**Work to be completed**
Set the listing down again in full, word for word, with the pictures left out.

**Recorded data**

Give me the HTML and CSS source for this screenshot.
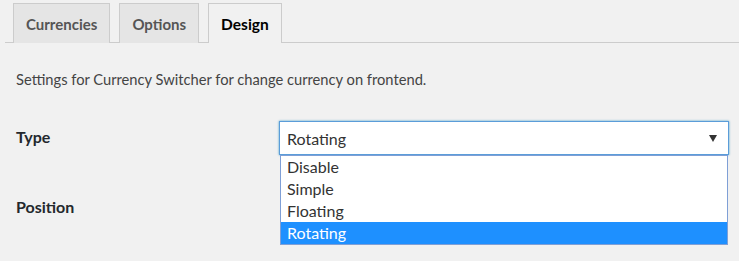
FILE: index.html
```html
<!DOCTYPE html>
<html lang="en">
<head>
    <meta charset="UTF-8">
    <meta name="viewport" content="width=device-width, initial-scale=1.0">
    <title>Currency Switcher - Design</title>
    <link rel="stylesheet" href="styles.css">
</head>
<body>
    <!-- Onglets -->
    <div class="nav-tabs">
        <a class="tab">Currencies</a>
        <a class="tab">Options</a>
        <a class="tab active">Design</a>
    </div>

    <p class="intro">Settings for Currency Switcher for change currency on frontend.</p>

    <div class="form-table">
        <div class="form-row">
            <div class="label">Type</div>
            <div class="field">
                <div class="select">
                    <span>Rotating</span>
                    <span class="arrow"></span>
                </div>
                <div class="options">
                    <div class="opt">Disable</div>
                    <div class="opt">Simple</div>
                    <div class="opt">Floating</div>
                    <div class="opt hl">Rotating</div>
                </div>
            </div>
        </div>
        <div class="form-row">
            <div class="label">Position</div>
            <div class="field"></div>
        </div>
    </div>
</body>
</html>
```

FILE: styles.css
```css
* {
    margin: 0;
    padding: 0;
    box-sizing: border-box;
    font-family: "Lato", "Open Sans", sans-serif;
}

html, body {
    min-height: 100vh;
}

body {
    background-color: #f1f1f1;
    color: #444;
}

.nav-tabs {
    display: flex;
    gap: 9px;
    margin-left: 5px;
    padding: 3px 0 0 8px;
    border-bottom: 1px solid #ccc;
    height: 43px;
}

.tab {
    display: flex;
    align-items: center;
    height: 40px;
    padding: 0 12px;
    background: #e5e5e5;
    border: 1px solid #ccc;
    border-bottom: none;
    font-size: 15px;
    font-weight: 700;
    color: #555;
}

.tab.active {
    background: #f1f1f1;
    color: #000;
    font-size: 15.5px;
    margin-bottom: -1px;
}

.intro {
    font-size: 14.7px;
    line-height: 20px;
    padding: 26px 16px 0;
    color: #444;
}

.form-table {
    display: flex;
    flex-direction: column;
    gap: 36px;
    padding: 32px 16px 0;
}

.form-row {
    display: grid;
    grid-template-columns: 263px 450px;
    align-items: center;
    height: 34px;
}

.label {
    padding-bottom: 4px;
    font-size: 16px;
    font-weight: 700;
    color: #23282d;
}

.field {
    position: relative;
}

.select {
    display: flex;
    align-items: center;
    justify-content: space-between;
    height: 34px;
    padding: 0 11px 0 7px;
    background: #fff;
    border: 1px solid #5b9dd9;
    box-shadow: 0 0 2px rgba(30, 140, 190, 0.8);
    font-size: 16px;
    color: #333;
}

.arrow {
    width: 0;
    height: 0;
    border-left: 4px solid transparent;
    border-right: 4px solid transparent;
    border-top: 7px solid #333;
}

.options {
    position: absolute;
    top: 34px;
    left: 1px;
    right: 1px;
    z-index: 10;
    background: #fff;
    border: 1px solid #7f9fd6;
}

.opt {
    height: 22px;
    line-height: 22px;
    padding-left: 6px;
    font-size: 16px;
    color: #333;
}

.opt.hl {
    background: #1e90ff;
    color: #fff;
}
```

**Response to the task**
Give me the HTML and CSS source for this screenshot.
FILE: index.html
```html
<!DOCTYPE html>
<html lang="en">
<head>
    <meta charset="UTF-8">
    <meta name="viewport" content="width=device-width, initial-scale=1.0">
    <title>Currency Switcher - Design</title>
    <link rel="stylesheet" href="styles.css">
</head>
<body>
    <!-- Onglets -->
    <div class="nav-tabs">
        <a class="tab">Currencies</a>
        <a class="tab">Options</a>
        <a class="tab active">Design</a>
    </div>

    <p class="intro">Settings for Currency Switcher for change currency on frontend.</p>

    <div class="form-table">
        <div class="form-row">
            <div class="label">Type</div>
            <div class="field">
                <div class="select">
                    <span>Rotating</span>
                    <span class="arrow"></span>
                </div>
                <div class="options">
                    <div class="opt">Disable</div>
                    <div class="opt">Simple</div>
                    <div class="opt">Floating</div>
                    <div class="opt hl">Rotating</div>
                </div>
            </div>
        </div>
        <div class="form-row">
            <div class="label">Position</div>
            <div class="field"></div>
        </div>
    </div>
</body>
</html>
```

FILE: styles.css
```css
* {
    margin: 0;
    padding: 0;
    box-sizing: border-box;
    font-family: "Lato", "Open Sans", sans-serif;
}

html, body {
    min-height: 100vh;
}

body {
    background-color: #f1f1f1;
    color: #444;
}

.nav-tabs {
    display: flex;
    gap: 9px;
    margin-left: 5px;
    padding: 3px 0 0 8px;
    border-bottom: 1px solid #ccc;
    height: 43px;
}

.tab {
    display: flex;
    align-items: center;
    height: 40px;
    padding: 0 12px;
    background: #e5e5e5;
    border: 1px solid #ccc;
    border-bottom: none;
    font-size: 15px;
    font-weight: 700;
    color: #555;
}

.tab.active {
    background: #f1f1f1;
    color: #000;
    font-size: 15.5px;
    margin-bottom: -1px;
}

.intro {
    font-size: 14.7px;
    line-height: 20px;
    padding: 26px 16px 0;
    color: #444;
}

.form-table {
    display: flex;
    flex-direction: column;
    gap: 36px;
    padding: 32px 16px 0;
}

.form-row {
    display: grid;
    grid-template-columns: 263px 450px;
    align-items: center;
    height: 34px;
}

.label {
    padding-bottom: 4px;
    font-size: 16px;
    font-weight: 700;
    color: #23282d;
}

.field {
    position: relative;
}

.select {
    display: flex;
    align-items: center;
    justify-content: space-between;
    height: 34px;
    padding: 0 11px 0 7px;
    background: #fff;
    border: 1px solid #5b9dd9;
    box-shadow: 0 0 2px rgba(30, 140, 190, 0.8);
    font-size: 16px;
    color: #333;
}

.arrow {
    width: 0;
    height: 0;
    border-left: 4px solid transparent;
    border-right: 4px solid transparent;
    border-top: 7px solid #333;
}

.options {
    position: absolute;
    top: 34px;
    left: 1px;
    right: 1px;
    z-index: 10;
    background: #fff;
    border: 1px solid #7f9fd6;
}

.opt {
    height: 22px;
    line-height: 22px;
    padding-left: 6px;
    font-size: 16px;
    color: #333;
}

.opt.hl {
    background: #1e90ff;
    color: #fff;
}
```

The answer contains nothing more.